-- OBJECTIVE --
Determine how many lines contain the string "index". Reply with that figure and nothing else.

>> start THE RECORDS

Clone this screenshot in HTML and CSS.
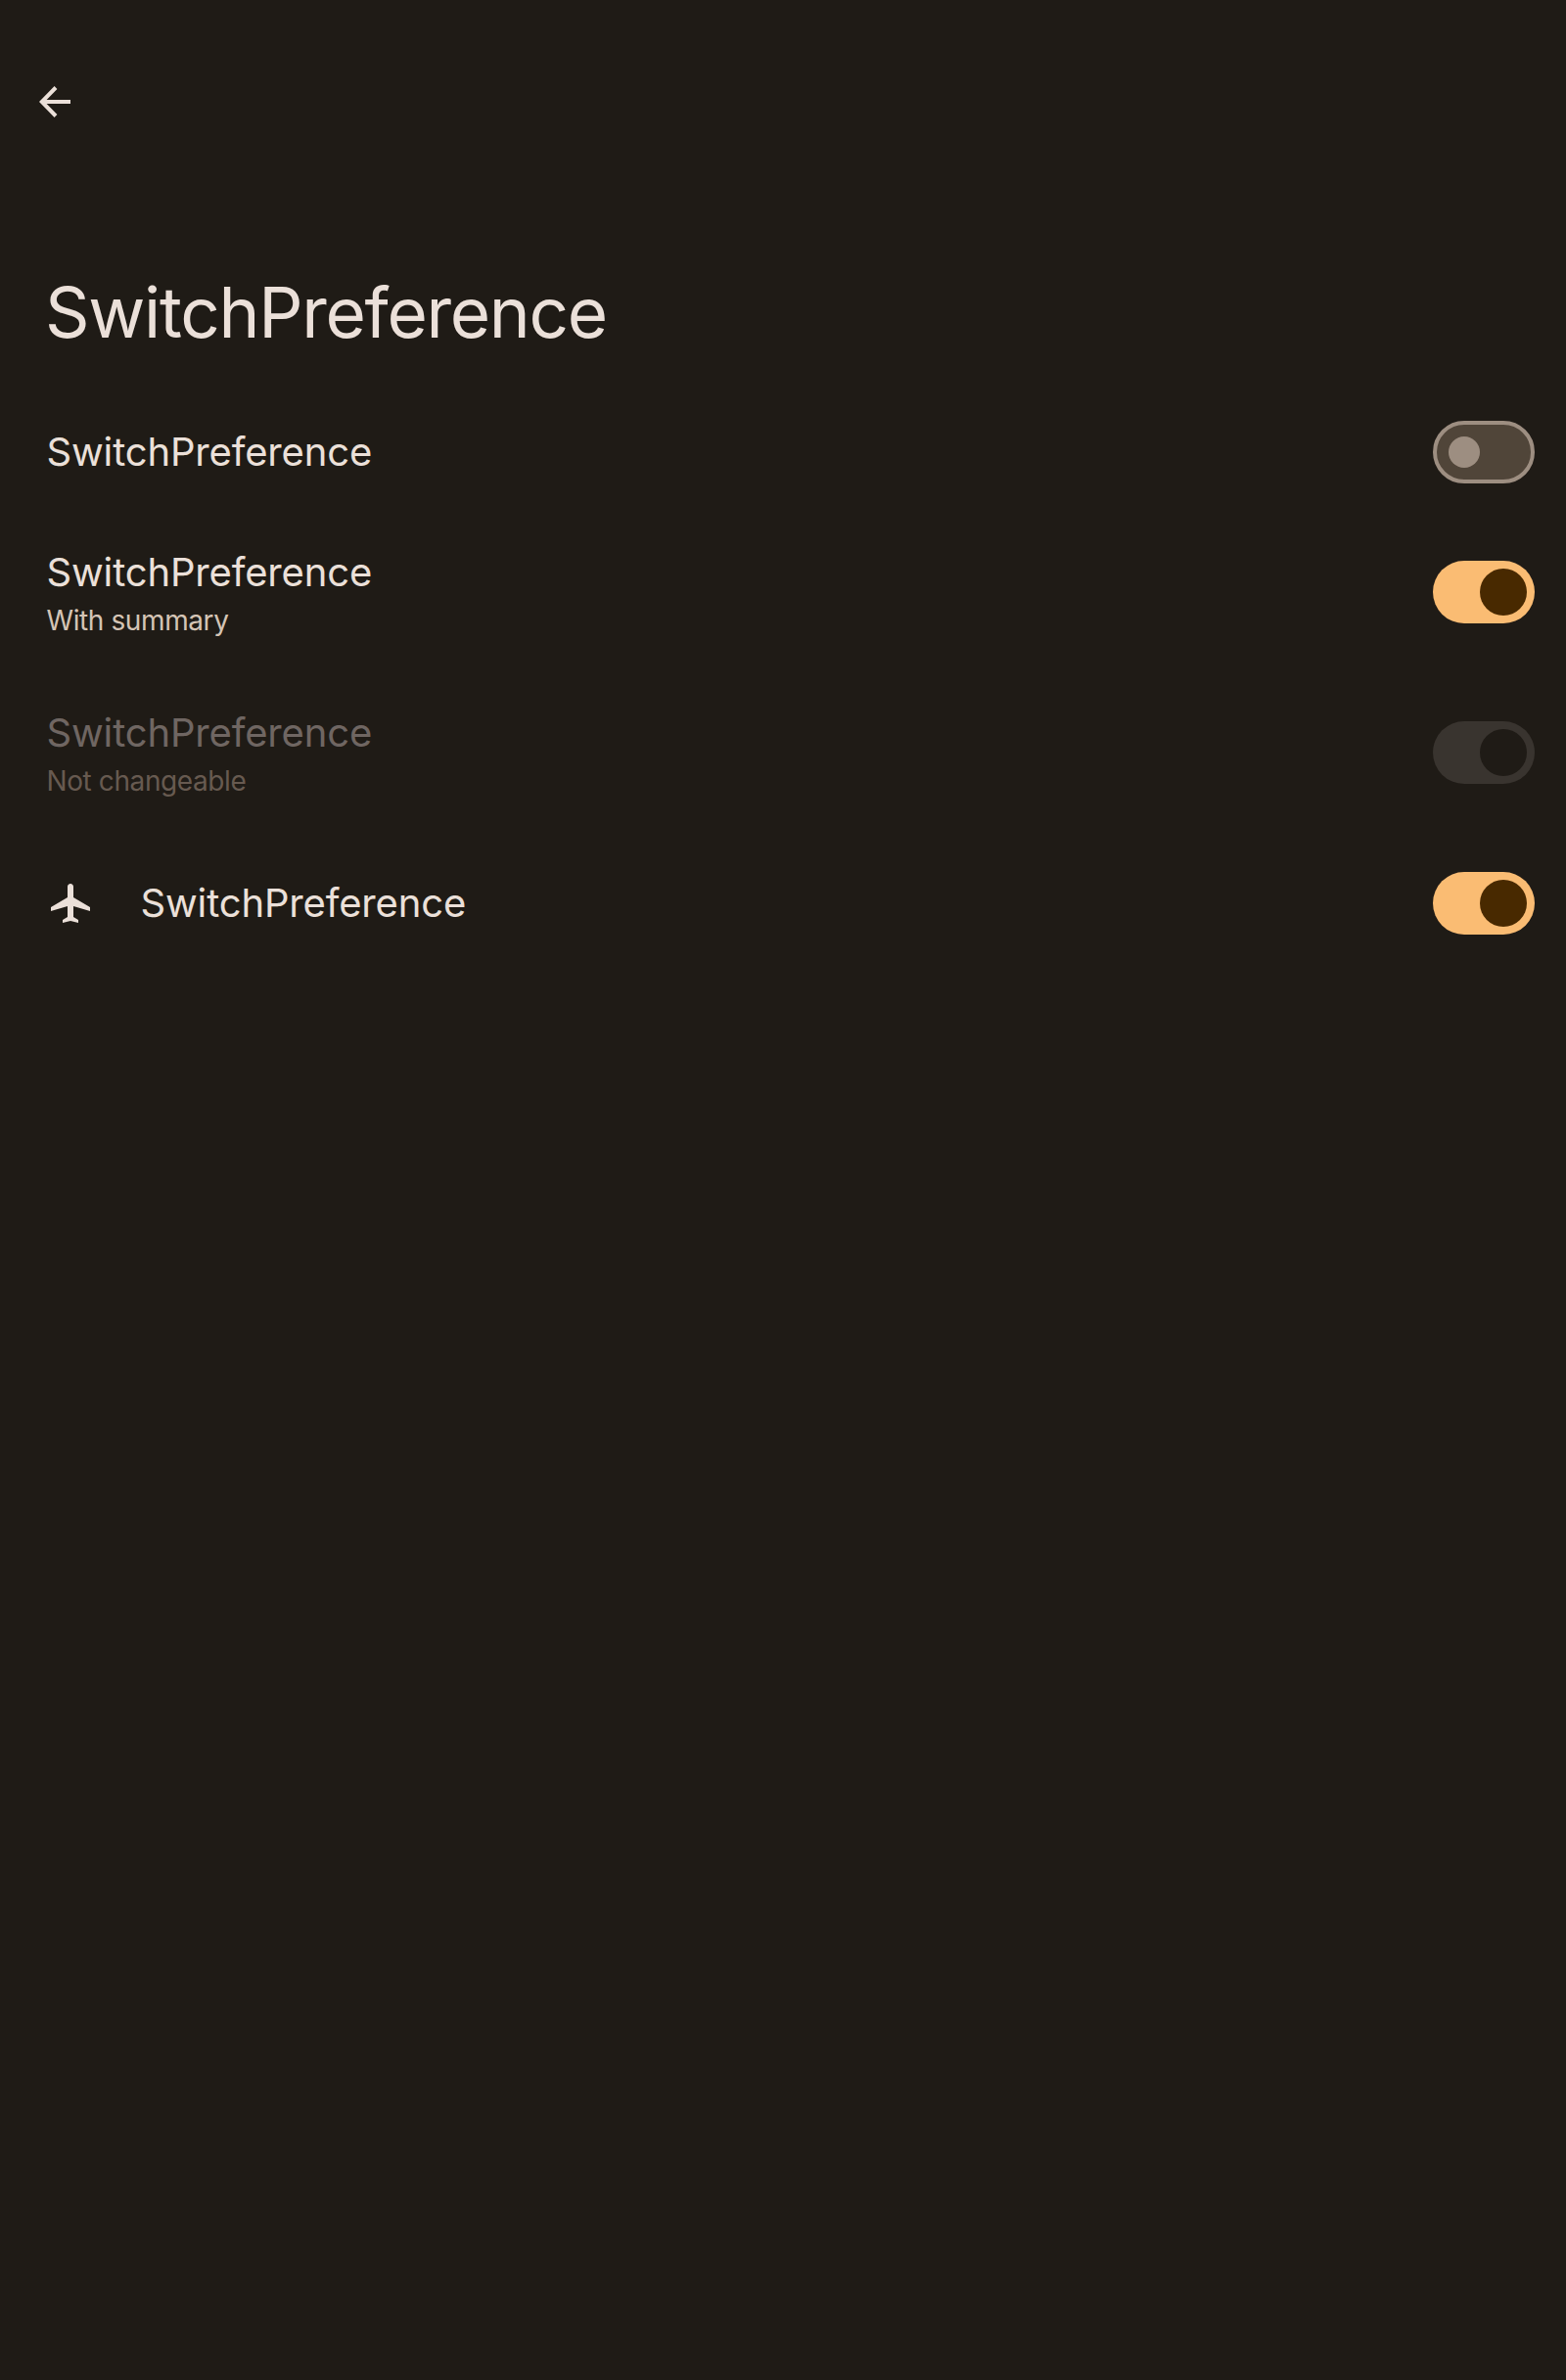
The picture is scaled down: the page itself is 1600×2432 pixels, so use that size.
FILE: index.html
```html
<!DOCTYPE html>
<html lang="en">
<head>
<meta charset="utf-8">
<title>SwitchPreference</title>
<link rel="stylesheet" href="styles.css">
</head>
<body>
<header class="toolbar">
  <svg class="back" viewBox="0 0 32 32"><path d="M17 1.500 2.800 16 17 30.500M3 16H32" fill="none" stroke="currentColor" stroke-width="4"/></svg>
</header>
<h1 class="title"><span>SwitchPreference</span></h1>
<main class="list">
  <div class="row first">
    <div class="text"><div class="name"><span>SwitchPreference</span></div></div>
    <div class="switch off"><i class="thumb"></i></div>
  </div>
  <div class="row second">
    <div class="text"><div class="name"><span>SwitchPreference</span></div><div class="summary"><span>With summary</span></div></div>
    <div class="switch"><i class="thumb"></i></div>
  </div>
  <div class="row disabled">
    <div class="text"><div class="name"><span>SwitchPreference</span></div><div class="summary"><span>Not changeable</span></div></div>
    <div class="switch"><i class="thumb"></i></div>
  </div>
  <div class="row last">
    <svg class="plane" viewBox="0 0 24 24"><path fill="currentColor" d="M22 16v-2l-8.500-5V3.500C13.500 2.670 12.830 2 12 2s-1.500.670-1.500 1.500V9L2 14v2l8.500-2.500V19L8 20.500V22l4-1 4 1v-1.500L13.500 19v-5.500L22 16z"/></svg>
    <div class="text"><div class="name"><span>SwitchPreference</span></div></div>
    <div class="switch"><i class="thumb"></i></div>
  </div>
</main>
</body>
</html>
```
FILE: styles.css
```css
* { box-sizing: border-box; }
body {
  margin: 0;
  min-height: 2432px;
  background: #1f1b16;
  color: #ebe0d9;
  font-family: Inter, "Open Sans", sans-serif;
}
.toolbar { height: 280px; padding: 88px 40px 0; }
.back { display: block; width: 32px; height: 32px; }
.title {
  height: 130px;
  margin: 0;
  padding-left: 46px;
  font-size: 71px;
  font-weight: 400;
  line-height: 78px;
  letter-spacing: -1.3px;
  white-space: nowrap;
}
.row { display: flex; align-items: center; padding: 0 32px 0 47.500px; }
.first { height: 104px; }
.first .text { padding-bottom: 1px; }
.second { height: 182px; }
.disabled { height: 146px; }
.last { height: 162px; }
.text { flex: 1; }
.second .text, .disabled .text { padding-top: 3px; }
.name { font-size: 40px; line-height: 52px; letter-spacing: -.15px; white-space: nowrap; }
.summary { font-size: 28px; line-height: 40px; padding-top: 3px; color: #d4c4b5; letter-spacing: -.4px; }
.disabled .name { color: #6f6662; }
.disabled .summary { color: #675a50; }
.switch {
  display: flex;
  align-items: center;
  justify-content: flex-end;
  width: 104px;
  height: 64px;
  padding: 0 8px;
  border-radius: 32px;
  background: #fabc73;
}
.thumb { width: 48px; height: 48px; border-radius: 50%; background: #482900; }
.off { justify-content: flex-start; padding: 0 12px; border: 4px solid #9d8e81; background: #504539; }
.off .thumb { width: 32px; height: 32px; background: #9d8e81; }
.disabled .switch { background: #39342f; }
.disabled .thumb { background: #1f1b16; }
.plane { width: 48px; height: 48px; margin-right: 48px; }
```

>> end THE RECORDS
>> start THE RECORDS

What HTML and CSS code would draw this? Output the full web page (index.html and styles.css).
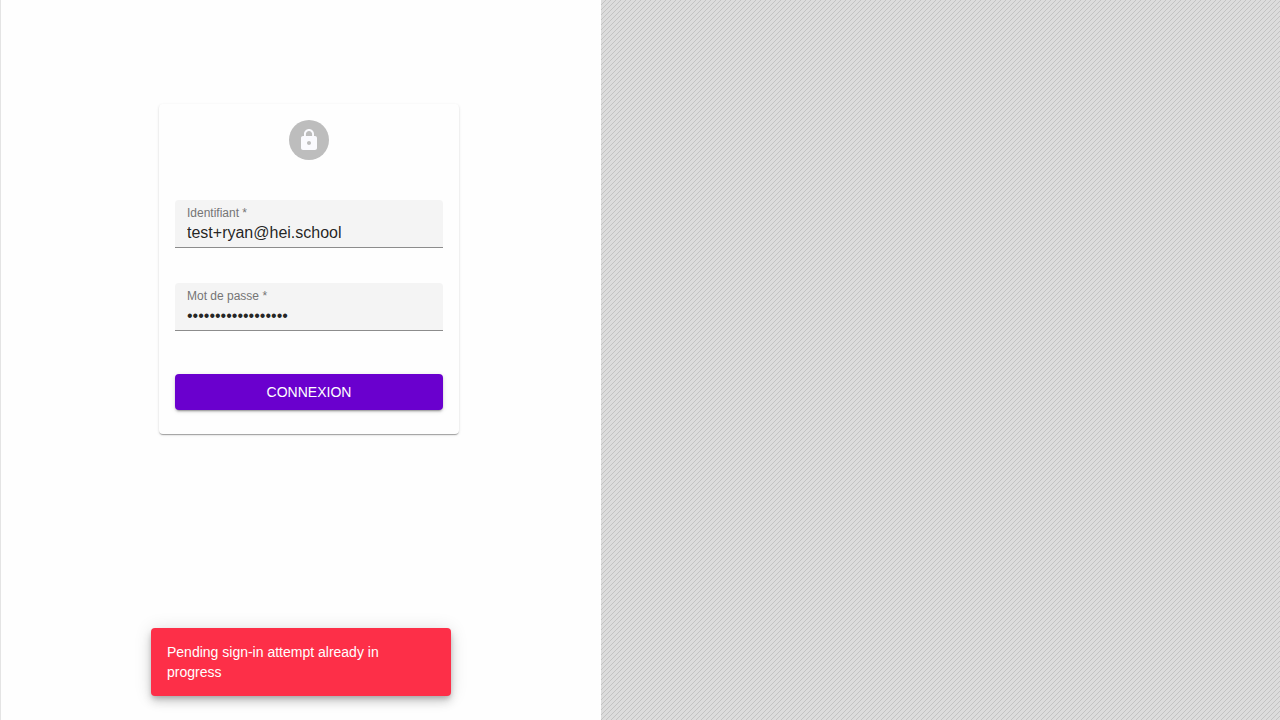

>> end THE RECORDS

-- WRITTEN RESPONSE --
2